There is a huge amount of “will they like it, won’t they like it?” about modern composition, and I worry incessantly about whether my music is modern enough.  Interestingly, when I am not worrying about whether it is modern enough I am concerned that it is too modern, and I said as much to another composer a couple of days ago, that we writers need to have more confidence in ourselves.

At the risk of being boring, it is to Lutoslawski’s writings and thoughts that I turn yet again at moments of self-doubt, for he said (and I quote from memory, and, therefore, inaccurately) that he wrote what he wanted to write and was delighted if other people felt that they wanted to come along for the ride.

In the sketches for the new orchestral piece that might be I am trimming back my modernist aspirations ever so slightly, so no set theory per se or intergral serialism, but instead mixtures and mismatches of different scale forms which on their own are rather basic but in combination twist and turn and capture different elements of the light.
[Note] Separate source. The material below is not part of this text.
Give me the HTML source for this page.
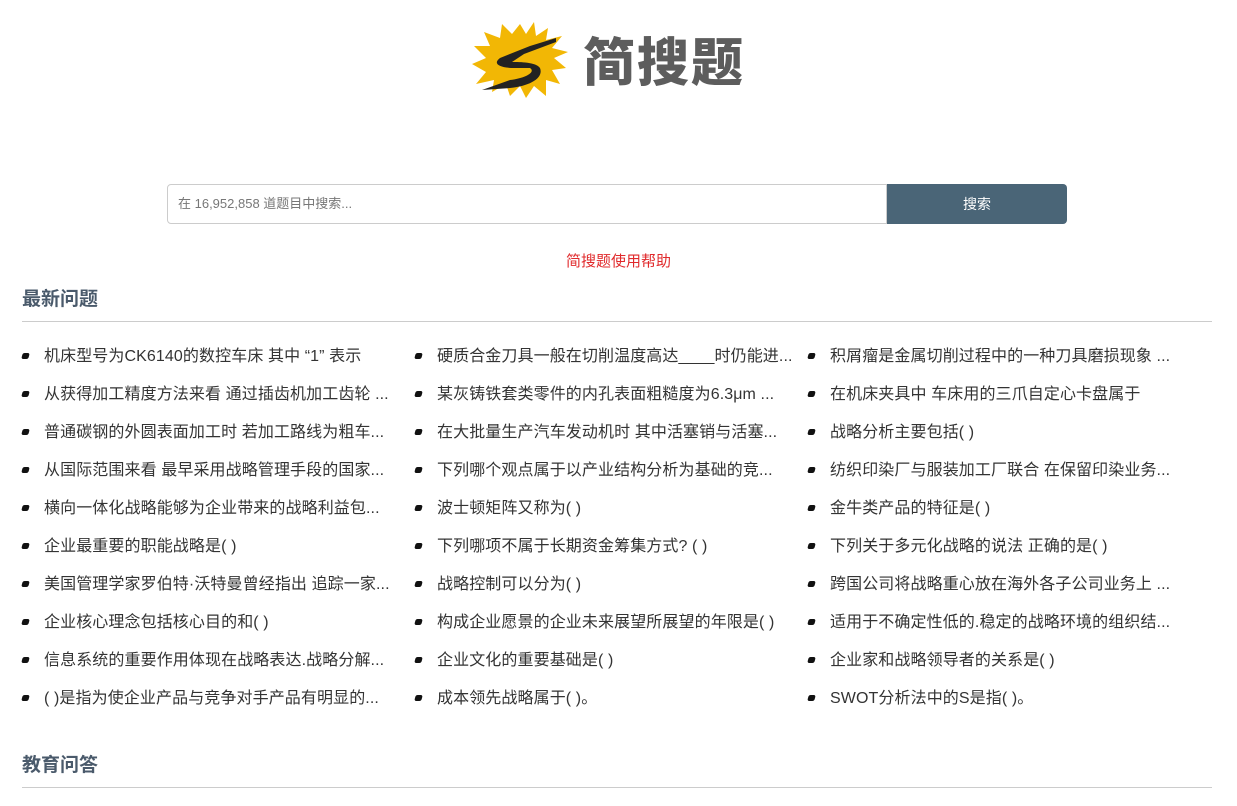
<!DOCTYPE html>
<html><head><meta charset="utf-8"><style>
body{margin:0;background:#fff;font-family:"Liberation Sans","Noto Sans CJK SC",sans-serif;width:1237px;height:806px;overflow:hidden;position:relative}
.abs{position:absolute}
.logo-t{left:583px;top:24px;font-size:52px;font-weight:900;color:#5d5d5d;letter-spacing:2px;line-height:70px;font-family:"Noto Sans CJK SC",sans-serif}
.inp{left:167px;top:184px;border:1px solid #ccc;border-radius:4px 0 0 4px;font-size:13px;color:#777;line-height:38px;padding-left:10px;box-sizing:border-box;width:720px;height:40px}
.btn{left:887px;top:184px;width:180px;height:40px;background:#4a6577;border-radius:0 4px 4px 0;color:#fff;font-size:14px;text-align:center;line-height:40px}
.help{left:0;width:1237px;top:250px;text-align:center;color:#e0292b;font-size:15px}
h2{position:absolute;left:22px;margin:0;font-size:19px;font-weight:bold;color:#4a5a6b;font-family:"Noto Sans CJK SC",sans-serif}
.hr{position:absolute;left:22px;width:1190px;height:1px;background:#ccc}
.it{position:absolute;font-size:16px;letter-spacing:0.1px;color:#333;white-space:nowrap;line-height:20px}
.it:before{content:"";position:absolute;left:-22px;top:6px;width:7px;height:6px;background:#111;border-radius:2px;transform:skewX(-15deg)}
</style></head><body>
<svg class="abs" style="left:470px;top:18px" width="100" height="82" viewBox="0 0 100 82">
<polygon fill="#f2b705" points="50,6 56,16 64,4 66,18 78,10 76,22 92,18 82,30 98,34 84,40 96,50 82,52 90,66 76,62 76,78 64,68 56,80 50,68 40,78 36,66 22,74 24,62 6,66 16,54 2,46 16,40 4,28 20,28 14,14 30,20 32,6 42,16"/>
<path d="M86,20 L60,28 L30,40 C22,46 30,50 44,50 L60,50 C66,54 56,60 40,62 L12,72 L40,70 C60,68 74,60 70,50 C66,44 50,44 42,44 L54,36 L86,24 Z" fill="#222"/>
</svg>
<div class="abs logo-t">简搜题</div>
<div class="abs inp">在 16,952,858 道题目中搜索...</div>
<div class="abs btn">搜索</div>
<div class="abs help">简搜题使用帮助</div>
<h2 style="top:284px">最新问题</h2>
<div class="hr" style="top:321px"></div>
<div class="it" style="left:44px;top:347px">机床型号为CK6140的数控车床 其中 “1” 表示</div>
<div class="it" style="left:437px;top:347px">硬质合金刀具一般在切削温度高达____时仍能进...</div>
<div class="it" style="left:830px;top:347px">积屑瘤是金属切削过程中的一种刀具磨损现象 ...</div>
<div class="it" style="left:44px;top:385px">从获得加工精度方法来看 通过插齿机加工齿轮 ...</div>
<div class="it" style="left:437px;top:385px">某灰铸铁套类零件的内孔表面粗糙度为6.3μm ...</div>
<div class="it" style="left:830px;top:385px">在机床夹具中 车床用的三爪自定心卡盘属于</div>
<div class="it" style="left:44px;top:423px">普通碳钢的外圆表面加工时 若加工路线为粗车...</div>
<div class="it" style="left:437px;top:423px">在大批量生产汽车发动机时 其中活塞销与活塞...</div>
<div class="it" style="left:830px;top:423px">战略分析主要包括( )</div>
<div class="it" style="left:44px;top:461px">从国际范围来看 最早采用战略管理手段的国家...</div>
<div class="it" style="left:437px;top:461px">下列哪个观点属于以产业结构分析为基础的竞...</div>
<div class="it" style="left:830px;top:461px">纺织印染厂与服装加工厂联合 在保留印染业务...</div>
<div class="it" style="left:44px;top:499px">横向一体化战略能够为企业带来的战略利益包...</div>
<div class="it" style="left:437px;top:499px">波士顿矩阵又称为( )</div>
<div class="it" style="left:830px;top:499px">金牛类产品的特征是( )</div>
<div class="it" style="left:44px;top:537px">企业最重要的职能战略是( )</div>
<div class="it" style="left:437px;top:537px">下列哪项不属于长期资金筹集方式? ( )</div>
<div class="it" style="left:830px;top:537px">下列关于多元化战略的说法 正确的是( )</div>
<div class="it" style="left:44px;top:575px">美国管理学家罗伯特·沃特曼曾经指出 追踪一家...</div>
<div class="it" style="left:437px;top:575px">战略控制可以分为( )</div>
<div class="it" style="left:830px;top:575px">跨国公司将战略重心放在海外各子公司业务上 ...</div>
<div class="it" style="left:44px;top:613px">企业核心理念包括核心目的和( )</div>
<div class="it" style="left:437px;top:613px">构成企业愿景的企业未来展望所展望的年限是( )</div>
<div class="it" style="left:830px;top:613px">适用于不确定性低的.稳定的战略环境的组织结...</div>
<div class="it" style="left:44px;top:651px">信息系统的重要作用体现在战略表达.战略分解...</div>
<div class="it" style="left:437px;top:651px">企业文化的重要基础是( )</div>
<div class="it" style="left:830px;top:651px">企业家和战略领导者的关系是( )</div>
<div class="it" style="left:44px;top:689px">( )是指为使企业产品与竞争对手产品有明显的...</div>
<div class="it" style="left:437px;top:689px">成本领先战略属于( )。</div>
<div class="it" style="left:830px;top:689px">SWOT分析法中的S是指( )。</div>
<h2 style="top:750px">教育问答</h2>
<div class="hr" style="top:787px"></div>
</body></html>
The effects a composer can create through a relatively simple set of procedures is still something that catches me by surprise, and music can gain a complex but rather beautiful sound through relatively simple means, without the out-there process based composition of some, even though I am not averse to some of that writing.

Still, though, I come back to writing music that is based on simpler building blocks and it seems to sound good enough and function effectively on a good day.  As in cardboard gaming as well, a simple process can lead to beautifully complex decisions, but the complexity is the result of simple processes, not shoehorned in for its own sake.